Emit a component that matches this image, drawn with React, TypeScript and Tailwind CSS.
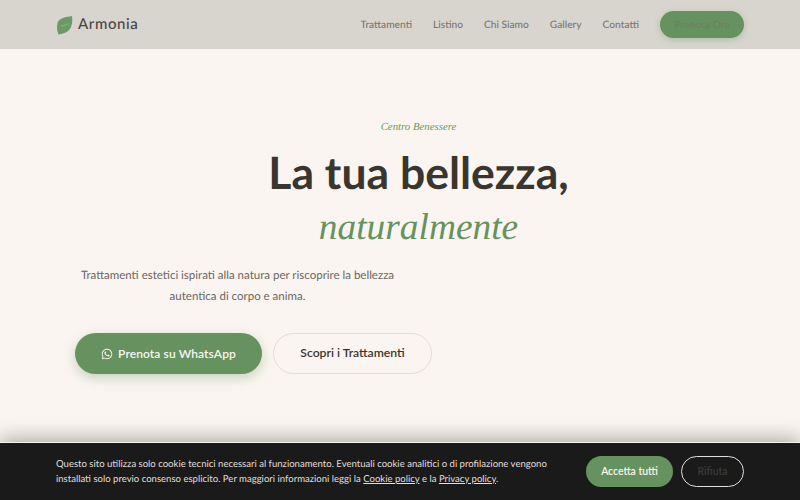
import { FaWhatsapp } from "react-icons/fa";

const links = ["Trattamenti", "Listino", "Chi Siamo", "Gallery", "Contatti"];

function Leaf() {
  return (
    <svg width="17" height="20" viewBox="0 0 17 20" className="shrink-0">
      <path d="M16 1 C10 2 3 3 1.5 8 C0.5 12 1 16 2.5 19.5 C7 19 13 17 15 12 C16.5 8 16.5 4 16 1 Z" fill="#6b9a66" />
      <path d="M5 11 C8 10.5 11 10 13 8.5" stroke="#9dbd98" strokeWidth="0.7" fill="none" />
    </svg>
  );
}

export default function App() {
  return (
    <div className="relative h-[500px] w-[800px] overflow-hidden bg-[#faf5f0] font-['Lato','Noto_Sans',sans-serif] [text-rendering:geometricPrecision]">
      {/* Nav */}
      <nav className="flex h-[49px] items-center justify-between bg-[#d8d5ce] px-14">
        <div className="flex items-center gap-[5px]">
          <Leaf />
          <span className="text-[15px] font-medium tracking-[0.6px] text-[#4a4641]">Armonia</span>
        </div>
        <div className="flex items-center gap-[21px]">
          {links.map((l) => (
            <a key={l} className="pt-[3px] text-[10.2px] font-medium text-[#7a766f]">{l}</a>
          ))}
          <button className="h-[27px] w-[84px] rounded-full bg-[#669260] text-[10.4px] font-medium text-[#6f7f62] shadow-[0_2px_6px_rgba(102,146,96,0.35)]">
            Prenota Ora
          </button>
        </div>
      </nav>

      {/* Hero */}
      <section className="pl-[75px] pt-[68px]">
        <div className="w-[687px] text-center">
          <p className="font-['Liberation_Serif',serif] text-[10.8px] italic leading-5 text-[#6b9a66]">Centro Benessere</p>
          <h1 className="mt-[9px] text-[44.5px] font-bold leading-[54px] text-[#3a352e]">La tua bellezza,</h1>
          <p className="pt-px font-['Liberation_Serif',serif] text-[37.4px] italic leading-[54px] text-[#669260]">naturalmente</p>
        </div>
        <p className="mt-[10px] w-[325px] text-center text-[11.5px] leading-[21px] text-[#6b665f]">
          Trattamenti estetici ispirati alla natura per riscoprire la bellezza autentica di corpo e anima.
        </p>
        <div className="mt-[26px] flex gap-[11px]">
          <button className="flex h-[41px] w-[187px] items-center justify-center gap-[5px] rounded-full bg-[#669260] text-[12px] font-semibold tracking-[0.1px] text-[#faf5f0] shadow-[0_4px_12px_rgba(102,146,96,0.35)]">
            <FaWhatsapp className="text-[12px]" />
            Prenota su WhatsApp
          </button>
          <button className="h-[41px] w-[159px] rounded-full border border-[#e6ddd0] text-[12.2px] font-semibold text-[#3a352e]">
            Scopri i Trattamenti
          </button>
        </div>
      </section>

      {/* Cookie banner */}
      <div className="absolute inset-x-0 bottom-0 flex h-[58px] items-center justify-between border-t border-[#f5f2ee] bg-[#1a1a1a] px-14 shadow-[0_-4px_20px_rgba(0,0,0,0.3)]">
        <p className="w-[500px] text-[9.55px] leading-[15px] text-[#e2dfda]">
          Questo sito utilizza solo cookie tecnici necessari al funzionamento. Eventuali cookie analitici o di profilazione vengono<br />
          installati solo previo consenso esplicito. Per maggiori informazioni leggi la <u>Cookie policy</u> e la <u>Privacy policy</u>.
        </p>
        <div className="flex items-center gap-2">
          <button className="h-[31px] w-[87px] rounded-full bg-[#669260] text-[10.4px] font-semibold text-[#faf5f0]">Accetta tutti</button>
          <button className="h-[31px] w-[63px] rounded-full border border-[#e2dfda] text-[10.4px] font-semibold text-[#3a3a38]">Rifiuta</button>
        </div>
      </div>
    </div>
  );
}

EXERCISE TASK ::
Transcribe the full listing above exactly as it stands, minus the pictures.

SOLUTION TO THE EXERCISE ::
Emit a component that matches this image, drawn with React, TypeScript and Tailwind CSS.
import { FaWhatsapp } from "react-icons/fa";

const links = ["Trattamenti", "Listino", "Chi Siamo", "Gallery", "Contatti"];

function Leaf() {
  return (
    <svg width="17" height="20" viewBox="0 0 17 20" className="shrink-0">
      <path d="M16 1 C10 2 3 3 1.5 8 C0.5 12 1 16 2.5 19.5 C7 19 13 17 15 12 C16.5 8 16.5 4 16 1 Z" fill="#6b9a66" />
      <path d="M5 11 C8 10.5 11 10 13 8.5" stroke="#9dbd98" strokeWidth="0.7" fill="none" />
    </svg>
  );
}

export default function App() {
  return (
    <div className="relative h-[500px] w-[800px] overflow-hidden bg-[#faf5f0] font-['Lato','Noto_Sans',sans-serif] [text-rendering:geometricPrecision]">
      {/* Nav */}
      <nav className="flex h-[49px] items-center justify-between bg-[#d8d5ce] px-14">
        <div className="flex items-center gap-[5px]">
          <Leaf />
          <span className="text-[15px] font-medium tracking-[0.6px] text-[#4a4641]">Armonia</span>
        </div>
        <div className="flex items-center gap-[21px]">
          {links.map((l) => (
            <a key={l} className="pt-[3px] text-[10.2px] font-medium text-[#7a766f]">{l}</a>
          ))}
          <button className="h-[27px] w-[84px] rounded-full bg-[#669260] text-[10.4px] font-medium text-[#6f7f62] shadow-[0_2px_6px_rgba(102,146,96,0.35)]">
            Prenota Ora
          </button>
        </div>
      </nav>

      {/* Hero */}
      <section className="pl-[75px] pt-[68px]">
        <div className="w-[687px] text-center">
          <p className="font-['Liberation_Serif',serif] text-[10.8px] italic leading-5 text-[#6b9a66]">Centro Benessere</p>
          <h1 className="mt-[9px] text-[44.5px] font-bold leading-[54px] text-[#3a352e]">La tua bellezza,</h1>
          <p className="pt-px font-['Liberation_Serif',serif] text-[37.4px] italic leading-[54px] text-[#669260]">naturalmente</p>
        </div>
        <p className="mt-[10px] w-[325px] text-center text-[11.5px] leading-[21px] text-[#6b665f]">
          Trattamenti estetici ispirati alla natura per riscoprire la bellezza autentica di corpo e anima.
        </p>
        <div className="mt-[26px] flex gap-[11px]">
          <button className="flex h-[41px] w-[187px] items-center justify-center gap-[5px] rounded-full bg-[#669260] text-[12px] font-semibold tracking-[0.1px] text-[#faf5f0] shadow-[0_4px_12px_rgba(102,146,96,0.35)]">
            <FaWhatsapp className="text-[12px]" />
            Prenota su WhatsApp
          </button>
          <button className="h-[41px] w-[159px] rounded-full border border-[#e6ddd0] text-[12.2px] font-semibold text-[#3a352e]">
            Scopri i Trattamenti
          </button>
        </div>
      </section>

      {/* Cookie banner */}
      <div className="absolute inset-x-0 bottom-0 flex h-[58px] items-center justify-between border-t border-[#f5f2ee] bg-[#1a1a1a] px-14 shadow-[0_-4px_20px_rgba(0,0,0,0.3)]">
        <p className="w-[500px] text-[9.55px] leading-[15px] text-[#e2dfda]">
          Questo sito utilizza solo cookie tecnici necessari al funzionamento. Eventuali cookie analitici o di profilazione vengono<br />
          installati solo previo consenso esplicito. Per maggiori informazioni leggi la <u>Cookie policy</u> e la <u>Privacy policy</u>.
        </p>
        <div className="flex items-center gap-2">
          <button className="h-[31px] w-[87px] rounded-full bg-[#669260] text-[10.4px] font-semibold text-[#faf5f0]">Accetta tutti</button>
          <button className="h-[31px] w-[63px] rounded-full border border-[#e2dfda] text-[10.4px] font-semibold text-[#3a3a38]">Rifiuta</button>
        </div>
      </div>
    </div>
  );
}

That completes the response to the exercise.